System period temporal tables maintain historical versions of data. Modifying operations (UPDATE, DELETE, TRUNCATE) on these tables don't cause permanent changes to entries, but create new versions of them. Thus user can easily get to the past states of the table.

Following picture shows basic design of system period temporal tables. In next sections we will discuss each part in more details

Design.jpg

Current table

Current table stores current versions of rows. It has the same structure and name as original table before adding temporal support, except four technical columns (in this example begin with underscore):

  • _system_time – time range specifying when this version is valid. Versions in current table has no upper bound of validity.
  • _entry_id – id of entry. Groups multiple versions of same entry. Useful in cases when user doesn’t provide primary key for the table or in case of ID change (it will be impossible to find which versions belongs together).
  • _transaction_id – id of transaction that created this version. Serves for grouping of the versions created by the same transaction. It is also used for checking if row was previously modified by current transaction.
  • _user_id – id of user that executed modifying operation. Can serve for finding the originator of data changes.

Values for these columns are always generated by system and user cannot set them. To ensure backward compatibility, these columns can be marked as implicitly hidden. It means that they are not returned by the select * statement unless user explicitly list them and values are not required in case of the insert statement without column list (just like system columns).

Index on _system_time column is added for speed up queries for versions valid in specified time or time range.

History table

History table stores historical versions of rows, which are inserted by triggers on every modifying operation executed on current table. It has the same structure and indexes as current table, but it doesn’t have any constraints. History tables are insert only and creator should prevent other users from executing updates or deletes by correct user rights settings. Otherwise the history can be violated.

There is an internal inheritance-like relation between current and history table (current inherits history) to enable queries on whole history of rows (current and historical rows) by executing selects on history table.

History table cannot be dropped. It is dropped automatically when current relation is dropped.

Triggers

Triggers for storing old versions of rows to history table are inspired by referential integrity triggers. They are fired for each row after UPDATE and DELET and before each TRUNCATE statement. They use dynamically prepared statements which are stored in the hash table on first call and reused on subsequent calls in the session.

Operations

INSERT

Operation insert is simple. Row is inserted to current table with following values in system generated columns:

  • _system_time – tstzrange(clock_timestamp(), null, ‘[)’)
  • _entry_id – nextval from sequence
  • _transaction_id – txid_current()
  • _user_id – current_user

UPDATE

In case of update we need to ensure that old version of row is stored in history table only if it is first modifying operation on that row in current transaction. Otherwise the history may contain inconsistent states of rows (caused for example by use of deferred constraints) created inside the transaction, which will normally never be visible to other transactions.
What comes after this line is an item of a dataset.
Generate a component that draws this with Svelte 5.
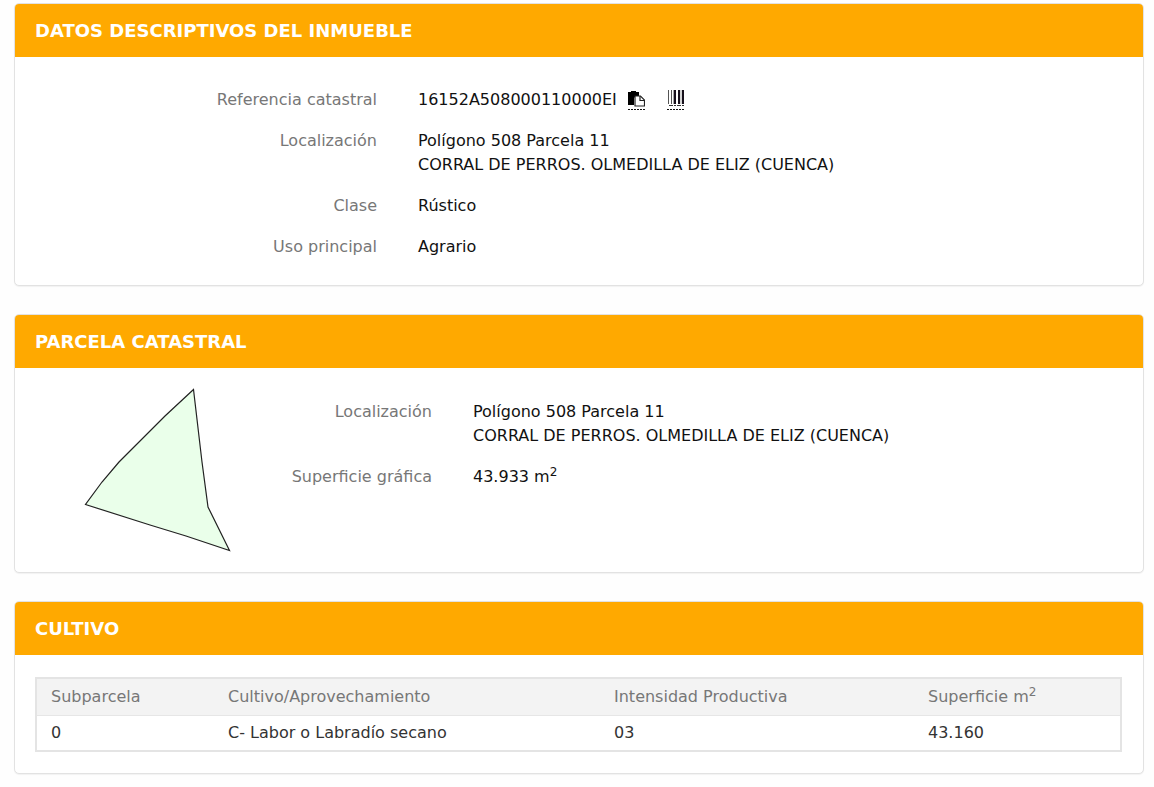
<script>
  const place = ['Polígono 508 Parcela 11', 'CORRAL DE PERROS. OLMEDILLA DE ELIZ (CUENCA)'];
  const crops = [
    { sub: '0', crop: 'C- Labor o Labradío secano', intensity: '03', area: '43.160' }
  ];
</script>

<main>
  <section class="card">
    <h2>DATOS DESCRIPTIVOS DEL INMUEBLE</h2>
    <dl class="fields property">
      <dt>Referencia catastral</dt>
      <dd class="reference">
        <span>16152A508000110000EI</span>
        <button type="button" aria-label="Copiar">
          <svg width="17" height="20" viewBox="0 0 17 20">
            <path d="M0 2h3V1h5v1h3v4H8L6 8v7H0z" fill="#000" />
            <path d="M7 6h5.500l4 4v6H7z" fill="#fff" stroke="#222" stroke-width="1.2" />
            <path d="M12 6v4.500h4.500" fill="none" stroke="#222" stroke-width="1.2" />
            <path d="M0 19.500h17" stroke="#111" stroke-dasharray="2 1" />
          </svg>
        </button>
        <button type="button" aria-label="Código de barras" class="barcode">
          <svg width="18" height="20" viewBox="0 0 18 20">
            <path d="M1.500 0v14M4.500 0v14" stroke="#555" />
            <path d="M8 0v14M12 0v14M16 0v14" stroke="#17101c" stroke-width="2" />
            <path d="M14 0v14M6.500 0v14" stroke="#aaa" />
            <path d="M2 15.500h15" stroke="#333" stroke-dasharray="4 1 2 1" />
            <path d="M0 19.500h18" stroke="#111" stroke-dasharray="2 1" />
          </svg>
        </button>
      </dd>
      <dt>Localización</dt>
      <dd>{place[0]}<br />{place[1]}</dd>
      <dt>Clase</dt>
      <dd>Rústico</dd>
      <dt>Uso principal</dt>
      <dd>Agrario</dd>
    </dl>
  </section>

  <section class="card">
    <h2>PARCELA CATASTRAL</h2>
    <div class="parcel">
      <svg class="plot" width="148" height="164" viewBox="0 0 148 164" role="img" aria-label="Parcela">
        <path d="M109.500 1.500 81 28 35 74 18 94 1.500 116.500 66 137 102 148 145.500 162.500 124 119 118 74Z" fill="#eaffea" stroke="#222" stroke-width="1.2" />
      </svg>
      <dl class="fields">
        <dt>Localización</dt>
        <dd>{place[0]}<br />{place[1]}</dd>
        <dt>Superficie gráfica</dt>
        <dd>43.933 m<sup>2</sup></dd>
      </dl>
    </div>
  </section>

  <section class="card">
    <h2>CULTIVO</h2>
    <div class="crops">
      <table>
        <thead>
          <tr>
            <th scope="col" class="sub">Subparcela</th>
            <th scope="col" class="crop">Cultivo/Aprovechamiento</th>
            <th scope="col" class="intensity">Intensidad Productiva</th>
            <th scope="col">Superficie m<sup>2</sup></th>
          </tr>
        </thead>
        <tbody>
          {#each crops as row}
            <tr>
              <td>{row.sub}</td>
              <td>{row.crop}</td>
              <td>{row.intensity}</td>
              <td>{row.area}</td>
            </tr>
          {/each}
        </tbody>
      </table>
    </div>
  </section>
</main>

<style>
  :global(body) {
    background: #fefefe;
  }

  main {
    display: flex;
    flex-direction: column;
    gap: 28px;
    padding: 3px 10px 13px 14px;
    font-family: Verdana, "DejaVu Sans", sans-serif;
    font-size: 16px;
    line-height: 24px;
    color: #111;
  }

  .card {
    border: 1px solid #e2e2e2;
    border-radius: 5px;
    background: #fff;
    box-shadow: 0 1px 1px #0000000d;
    overflow: hidden;
  }

  h2 {
    margin: 0;
    padding: 15px 20px 14px;
    background: #ffa900;
    color: #fff;
    font-size: 18px;
    line-height: 24px;
    font-weight: bold;
  }

  .fields {
    display: grid;
    column-gap: 41px;
    row-gap: 17px;
    margin: 0;
  }

  .property {
    grid-template-columns: 342px 1fr;
    padding: 31px 20px 26px;
  }

  dt {
    text-align: right;
    color: #777;
  }

  dd {
    margin: 0;
  }

  .reference {
    display: flex;
    align-items: center;
  }

  button {
    display: flex;
    margin: 0 0 0 11px;
    padding: 0;
    border: 0;
    background: none;
    cursor: pointer;
  }

  .barcode {
    margin-left: 22px;
  }

  sup {
    font-size: 12px;
    line-height: 0;
  }

  .parcel {
    display: flex;
    align-items: flex-start;
    padding: 20px 20px 20px 69px;
  }

  .plot {
    flex: none;
  }

  .parcel .fields {
    flex: 1;
    grid-template-columns: 200px 1fr;
    padding-top: 12px;
  }

  .crops {
    padding: 22px 21px 21px 20px;
  }

  table {
    width: 100%;
    border: 2px solid #e4e4e4;
    border-collapse: collapse;
    table-layout: fixed;
  }

  th,
  td {
    padding: 6px 14px;
    text-align: left;
    font-weight: normal;
  }

  th {
    background: #f3f3f3;
    border-bottom: 1px solid #e6e6e6;
    color: #777;
  }

  td {
    padding: 5px 14px;
    color: #333;
  }

  .sub {
    width: 149px;
  }

  .crop {
    width: 358px;
  }

  .intensity {
    width: 286px;
  }
</style>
These values are generated by system on update (_entry_id is not updated):

  • _system_time – case when _transaction_id = txid_current() then _system_time else tstzrange(clock_timestamp(), null, ‘[)’) end
  • _transaction_id – txid_current()
  • _user_id – current_user

Here is simplified example of trigger for storing old version of rows on update operation:

CREATE OR REPLACE FUNCTION update_history() RETURNS trigger AS
$$
BEGIN
    INSERT INTO person_history 
        VALUES(
            old.id,
            old.first_name,
            old.last_name,
            old.department_id
            tstzrange(lower(old._system_time), lower(new._system_time), ‘[)’)
            old._entry_id,
            old._transaction_id,
            old._user_id
        );
    RETURN null;
END;
$$ LANGUAGE plpgsql;
CREATE TRIGGER update_history
    AFTER UPDATE ON person
    FOR EACH ROW
    WHEN _transaction_id <> txid_current()
    EXECUTE PROCEDURE update_history();

DELETE

On delete operation we only need to store rows being deleted into history table. Here is simplified example of trigger serving for this purpose:

CREATE OR REPLACE FUNCTION delete_history() RETURNS trigger AS
$$
BEGIN
    INSERT INTO person_history 
        VALUES(
            old.id,
            old.first_name,
            old.last_name,
            old.department_id
            tstzrange(lower(old._system_time), clock_timestamp(), ‘[)’)
            old._entry_id,
            old._transaction_id,
            old._user_id
        );
    RETURN null;
END;
$$ LANGUAGE plpgsql;
CREATE TRIGGER delete_history
    AFTER DELETE ON person
    FOR EACH ROW
    EXECUTE PROCEDURE delete_history();

TRUNCATE

On truncate we only need to store all rows from table being truncated into history table. Here is simplified example of trigger serving for this purpose:

CREATE OR REPLACE FUNCTION truncate_history() RETURNS trigger AS
$$
BEGIN
    INSERT INTO person_history 
        (select
            id,
            first_name,
            last_name,
            department_id
            tstzrange(lower(_system_time), clock_timestamp(), ‘[)’)
            _entry_id,
            _transaction_id,
            _user_id,
         from person
        );
    RETURN null;
END;
$$ LANGUAGE plpgsql;
CREATE TRIGGER truncate_history
    BEFORE TRUNCATE ON person
    FOR EACH STATEMENT
    EXECUTE PROCEDURE truncate_history();

DDL operations

DDL operations like ALTER TABLE, CREATE/DROP INDEX, GRANT, REVOKE etc. can be automatically propagated to history table using event triggers.

SQL Syntax extensions

Column options:

  • GENERATED ALWAYS AS – specifies that this column is generated by system and user cannot assign values to this column. Specific system generated columns:
    • SYSTEM TIME
    • ENTRY ID
    • TRANSACTION ID
    • USER ID
  • IMPLICITLY HIDDEN – implicitly hidden column is not returned by the select * statement unless user explicitly name it and values are not required in case of the insert statement without column list (just like system columns).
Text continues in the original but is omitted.